Managing School Districts for High Performance: Cases in Public Education Leadership
Edited by Stacey Childress, Richard F. Elmore, Allen Grossman, and Susan Moore Johnson, November 2007
Managing School Districts for High Performance brings together more than twenty case studies and other readings that offer a powerful and transformative approach to advancing and sustaining the work of school improvement. At the center of this work is the concept of organizational coherence: aligning organizational design, human capital management, resource allocation, and accountability and performance improvement systems to support an overarching strategy. This central idea provides a valuable conceptual framework for current and future school leaders.
Leading for Equity
Stacey M. Childress, Denis P. Doyle, and David A. Thomas, July 2009
Leading for Equity tells the compelling story of the Montgomery County (Maryland) Public Schools and its transformation—in less than a decade—into a system committed to breaking the links between race and class and academic achievement.
In chapters organized around six core themes, the authors lay out the essential elements of MCPS’s success. They identify key lessons other districts can draw from MCPS’s experience and offer a framework for applying them. A dramatic departure from “business as usual,” MCPS has won nationwide attention as a compelling model for tackling the achievement and opportunity issues that confront our nation as a whole.

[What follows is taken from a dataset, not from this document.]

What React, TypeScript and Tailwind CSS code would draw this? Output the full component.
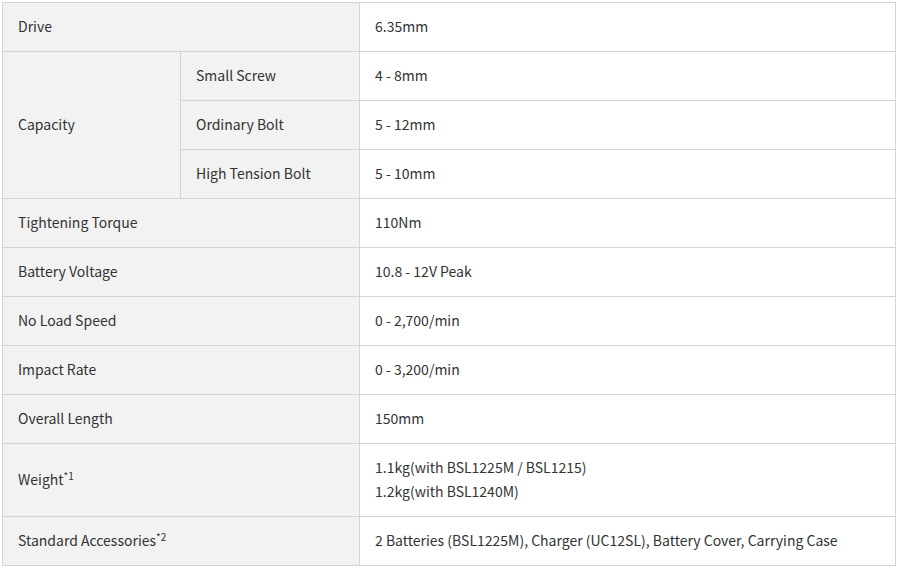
const rows: { label: React.ReactNode; value: React.ReactNode; tall?: boolean }[] = [
  { label: "Tightening Torque", value: "110Nm" },
  { label: "Battery Voltage", value: "10.8 - 12V Peak" },
  { label: "No Load Speed", value: "0 - 2,700/min" },
  { label: "Impact Rate", value: "0 - 3,200/min" },
  { label: "Overall Length", value: "150mm" },
  {
    label: (
      <>
        Weight<sup className="relative -top-[5px] text-[10px]">*1</sup>
      </>
    ),
    value: (
      <>
        1.1kg(with BSL1225M / BSL1215)
        <br />
        1.2kg(with BSL1240M)
      </>
    ),
    tall: true,
  },
  {
    label: (
      <>
        Standard Accessories<sup className="relative -top-[5px] text-[10px]">*2</sup>
      </>
    ),
    value: "2 Batteries (BSL1225M), Charger (UC12SL), Battery Cover, Carrying Case",
  },
];

const capacity = [
  { label: "Small Screw", value: "4 - 8mm" },
  { label: "Ordinary Bolt", value: "5 - 12mm" },
  { label: "High Tension Bolt", value: "5 - 10mm" },
];

const th = "border border-[#d4d4d4] bg-[#f2f2f2] px-[15px] pb-[2px] text-left align-middle font-normal";
const td = "border border-[#d4d4d4] bg-white px-[15px] pb-[2px] text-left align-middle";

export default function App() {
  return (
    <div
      className="min-h-[570px] bg-white p-[2px] text-[14px] leading-[24px] text-[#333]"
      style={{ fontFamily: '"Noto Sans CJK KR", "Noto Sans", sans-serif' }}
    >
      <table className="w-[894px] table-fixed border-collapse">
        <colgroup>
          <col className="w-[178px]" />
          <col className="w-[179px]" />
          <col />
        </colgroup>
        <tbody>
          <tr className="h-[49px]">
            <th colSpan={2} className={th}>
              Drive
            </th>
            <td className={td}>6.35mm</td>
          </tr>
          {capacity.map((c, i) => (
            <tr key={c.label} className="h-[49px]">
              {i === 0 && (
                <th rowSpan={3} className={th}>
                  Capacity
                </th>
              )}
              <th className={th}>{c.label}</th>
              <td className={td}>{c.value}</td>
            </tr>
          ))}
          {rows.map((r, i) => (
            <tr key={i} className={r.tall ? "h-[73px]" : "h-[49px]"}>
              <th colSpan={2} className={th}>
                {r.label}
              </th>
              <td className={td}>{r.value}</td>
            </tr>
          ))}
        </tbody>
      </table>
    </div>
  );
}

Education Reform in New York City, Ambitious Change in the Nation's Most Complex School System
Edited by Jennifer A. O’Day, Catherine S. Bitter, and Louis M. Gomez, April 2011
Chapter 4: Managing for Results at the New York City Department of Education
Stacey Childress, Monica Higgins, Ann Ishimaru, and Sola Takahashi
The education reforms in New York City’s public schools begun under the administration of Mayor Michael Bloomberg and School Chancellor Joel Klein have been among the most ambitious of any large urban system in the country. Aimed at instituting evidence-based practices to produce higher and more equitable outcomes for all students, the policies that comprise the Children First initiative represent an attempt at organizational improvement and systemic learning that is unparalleled in U.S. public education. The tremendous scope of the reforms, the multiple and interrelated challenges involved in their implementation, and their undeniable impact all underscore their importance in providing lessons for the field and in framing the conversation about the next level of work in district-based reform.